• **Dataset section**:
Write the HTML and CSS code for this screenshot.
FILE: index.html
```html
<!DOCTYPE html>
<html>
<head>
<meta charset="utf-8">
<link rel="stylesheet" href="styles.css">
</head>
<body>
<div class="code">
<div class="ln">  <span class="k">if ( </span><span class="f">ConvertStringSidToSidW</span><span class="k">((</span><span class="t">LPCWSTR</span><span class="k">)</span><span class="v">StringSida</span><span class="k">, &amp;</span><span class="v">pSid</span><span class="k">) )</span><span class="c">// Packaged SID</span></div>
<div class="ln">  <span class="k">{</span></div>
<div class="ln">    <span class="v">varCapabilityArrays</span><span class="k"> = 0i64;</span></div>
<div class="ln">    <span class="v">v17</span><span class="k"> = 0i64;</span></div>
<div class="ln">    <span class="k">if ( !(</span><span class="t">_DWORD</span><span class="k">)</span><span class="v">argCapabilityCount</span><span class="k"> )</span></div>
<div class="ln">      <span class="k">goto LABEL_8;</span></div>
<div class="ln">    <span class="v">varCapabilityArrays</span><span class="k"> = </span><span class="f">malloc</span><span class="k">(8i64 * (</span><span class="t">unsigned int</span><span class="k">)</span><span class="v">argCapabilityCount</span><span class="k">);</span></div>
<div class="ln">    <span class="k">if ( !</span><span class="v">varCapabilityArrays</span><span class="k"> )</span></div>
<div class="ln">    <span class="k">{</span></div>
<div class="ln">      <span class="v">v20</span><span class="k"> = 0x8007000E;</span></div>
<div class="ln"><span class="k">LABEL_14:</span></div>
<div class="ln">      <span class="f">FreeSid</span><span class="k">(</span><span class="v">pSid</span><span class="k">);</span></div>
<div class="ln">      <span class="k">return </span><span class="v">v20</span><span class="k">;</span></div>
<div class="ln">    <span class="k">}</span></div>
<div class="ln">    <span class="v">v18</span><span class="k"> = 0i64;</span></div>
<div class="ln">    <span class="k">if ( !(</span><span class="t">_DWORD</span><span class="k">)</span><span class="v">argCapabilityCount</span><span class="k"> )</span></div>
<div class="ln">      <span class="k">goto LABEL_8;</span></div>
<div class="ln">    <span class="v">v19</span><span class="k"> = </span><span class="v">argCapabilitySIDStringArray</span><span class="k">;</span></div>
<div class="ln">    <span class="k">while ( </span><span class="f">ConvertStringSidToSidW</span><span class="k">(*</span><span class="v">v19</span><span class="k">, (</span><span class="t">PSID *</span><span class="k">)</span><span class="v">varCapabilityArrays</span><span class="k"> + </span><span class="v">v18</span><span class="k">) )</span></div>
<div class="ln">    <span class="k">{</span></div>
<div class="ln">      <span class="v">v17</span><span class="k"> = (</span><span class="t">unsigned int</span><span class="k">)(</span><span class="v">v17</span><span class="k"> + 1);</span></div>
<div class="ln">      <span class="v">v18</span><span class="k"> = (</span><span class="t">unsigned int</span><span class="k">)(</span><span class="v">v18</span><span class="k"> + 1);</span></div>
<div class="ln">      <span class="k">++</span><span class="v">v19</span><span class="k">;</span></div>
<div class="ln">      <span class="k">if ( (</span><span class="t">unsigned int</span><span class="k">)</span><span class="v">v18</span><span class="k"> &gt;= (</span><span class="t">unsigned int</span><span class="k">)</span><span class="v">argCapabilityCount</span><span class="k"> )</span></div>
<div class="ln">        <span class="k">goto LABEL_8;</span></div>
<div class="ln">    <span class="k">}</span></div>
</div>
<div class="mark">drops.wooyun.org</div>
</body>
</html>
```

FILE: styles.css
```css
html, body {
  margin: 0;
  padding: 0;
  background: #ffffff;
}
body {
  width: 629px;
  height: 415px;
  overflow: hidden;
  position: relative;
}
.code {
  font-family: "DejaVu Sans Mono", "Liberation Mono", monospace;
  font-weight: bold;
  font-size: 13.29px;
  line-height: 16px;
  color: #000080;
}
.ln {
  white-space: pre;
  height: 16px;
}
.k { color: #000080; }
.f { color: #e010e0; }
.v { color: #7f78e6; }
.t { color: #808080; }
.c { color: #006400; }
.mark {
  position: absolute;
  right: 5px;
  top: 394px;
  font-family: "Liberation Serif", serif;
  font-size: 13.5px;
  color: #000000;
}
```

• **What to do**:
Reproduce every line of the data verbatim.

• **Task result**:
Write the HTML and CSS code for this screenshot.
FILE: index.html
```html
<!DOCTYPE html>
<html>
<head>
<meta charset="utf-8">
<link rel="stylesheet" href="styles.css">
</head>
<body>
<div class="code">
<div class="ln">  <span class="k">if ( </span><span class="f">ConvertStringSidToSidW</span><span class="k">((</span><span class="t">LPCWSTR</span><span class="k">)</span><span class="v">StringSida</span><span class="k">, &amp;</span><span class="v">pSid</span><span class="k">) )</span><span class="c">// Packaged SID</span></div>
<div class="ln">  <span class="k">{</span></div>
<div class="ln">    <span class="v">varCapabilityArrays</span><span class="k"> = 0i64;</span></div>
<div class="ln">    <span class="v">v17</span><span class="k"> = 0i64;</span></div>
<div class="ln">    <span class="k">if ( !(</span><span class="t">_DWORD</span><span class="k">)</span><span class="v">argCapabilityCount</span><span class="k"> )</span></div>
<div class="ln">      <span class="k">goto LABEL_8;</span></div>
<div class="ln">    <span class="v">varCapabilityArrays</span><span class="k"> = </span><span class="f">malloc</span><span class="k">(8i64 * (</span><span class="t">unsigned int</span><span class="k">)</span><span class="v">argCapabilityCount</span><span class="k">);</span></div>
<div class="ln">    <span class="k">if ( !</span><span class="v">varCapabilityArrays</span><span class="k"> )</span></div>
<div class="ln">    <span class="k">{</span></div>
<div class="ln">      <span class="v">v20</span><span class="k"> = 0x8007000E;</span></div>
<div class="ln"><span class="k">LABEL_14:</span></div>
<div class="ln">      <span class="f">FreeSid</span><span class="k">(</span><span class="v">pSid</span><span class="k">);</span></div>
<div class="ln">      <span class="k">return </span><span class="v">v20</span><span class="k">;</span></div>
<div class="ln">    <span class="k">}</span></div>
<div class="ln">    <span class="v">v18</span><span class="k"> = 0i64;</span></div>
<div class="ln">    <span class="k">if ( !(</span><span class="t">_DWORD</span><span class="k">)</span><span class="v">argCapabilityCount</span><span class="k"> )</span></div>
<div class="ln">      <span class="k">goto LABEL_8;</span></div>
<div class="ln">    <span class="v">v19</span><span class="k"> = </span><span class="v">argCapabilitySIDStringArray</span><span class="k">;</span></div>
<div class="ln">    <span class="k">while ( </span><span class="f">ConvertStringSidToSidW</span><span class="k">(*</span><span class="v">v19</span><span class="k">, (</span><span class="t">PSID *</span><span class="k">)</span><span class="v">varCapabilityArrays</span><span class="k"> + </span><span class="v">v18</span><span class="k">) )</span></div>
<div class="ln">    <span class="k">{</span></div>
<div class="ln">      <span class="v">v17</span><span class="k"> = (</span><span class="t">unsigned int</span><span class="k">)(</span><span class="v">v17</span><span class="k"> + 1);</span></div>
<div class="ln">      <span class="v">v18</span><span class="k"> = (</span><span class="t">unsigned int</span><span class="k">)(</span><span class="v">v18</span><span class="k"> + 1);</span></div>
<div class="ln">      <span class="k">++</span><span class="v">v19</span><span class="k">;</span></div>
<div class="ln">      <span class="k">if ( (</span><span class="t">unsigned int</span><span class="k">)</span><span class="v">v18</span><span class="k"> &gt;= (</span><span class="t">unsigned int</span><span class="k">)</span><span class="v">argCapabilityCount</span><span class="k"> )</span></div>
<div class="ln">        <span class="k">goto LABEL_8;</span></div>
<div class="ln">    <span class="k">}</span></div>
</div>
<div class="mark">drops.wooyun.org</div>
</body>
</html>
```

FILE: styles.css
```css
html, body {
  margin: 0;
  padding: 0;
  background: #ffffff;
}
body {
  width: 629px;
  height: 415px;
  overflow: hidden;
  position: relative;
}
.code {
  font-family: "DejaVu Sans Mono", "Liberation Mono", monospace;
  font-weight: bold;
  font-size: 13.29px;
  line-height: 16px;
  color: #000080;
}
.ln {
  white-space: pre;
  height: 16px;
}
.k { color: #000080; }
.f { color: #e010e0; }
.v { color: #7f78e6; }
.t { color: #808080; }
.c { color: #006400; }
.mark {
  position: absolute;
  right: 5px;
  top: 394px;
  font-family: "Liberation Serif", serif;
  font-size: 13.5px;
  color: #000000;
}
```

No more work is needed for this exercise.